Season and sear the chicken
  1. Season the chicken strips with Italian seasoning, smoked paprika, salt, and pepper.
  2. Heat the olive oil in a large cast iron skillet over high heat and sear the chicken for 4-5 minutes, until golden and cooked through to 165°F; remove when you see deep browning on the edges.
Cook and blister the vegetables
  1. Add the bell peppers, zucchini, and red onion to the same pan and cook over high heat for 5-6 minutes, stirring occasionally, until blistered and slightly charred at the edges.
  2. Add the minced garlic and cook for 1 minute, stirring until fragrant and glossy.
  3. Pour in the chicken broth and deglaze, scraping up the browned bits from the pan so the sauce turns lightly brown and shiny.

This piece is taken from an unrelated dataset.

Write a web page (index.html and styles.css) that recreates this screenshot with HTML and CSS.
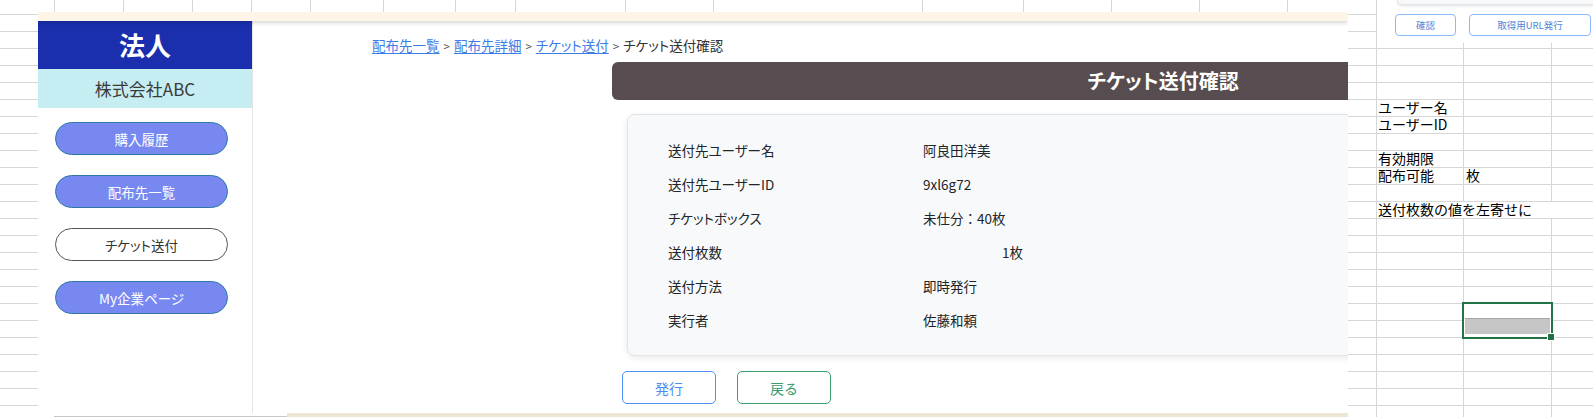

Finish with herb garlic sauce
  1. Return the chicken to the pan and simmer just until everything is combined, tossing for even coating.
  2. Add the butter and toss again until melted into a light herb garlic sauce that clings to the chicken and vegetables.
Serve
  1. Garnish with fresh parsley and serve with lemon wedges, brightening the skillet right before eating.

Notes

For the best char, don’t overcrowd the skillet—work in batches if needed. Store leftovers in an airtight container in the refrigerator for up to 3 days; reheat in a skillet over medium heat until warmed through. Freezing is not recommended because peppers and zucchini can soften too much after thawing. Dietary swap: use dairy-free butter in the final step for a dairy-free version (flavor will be slightly different).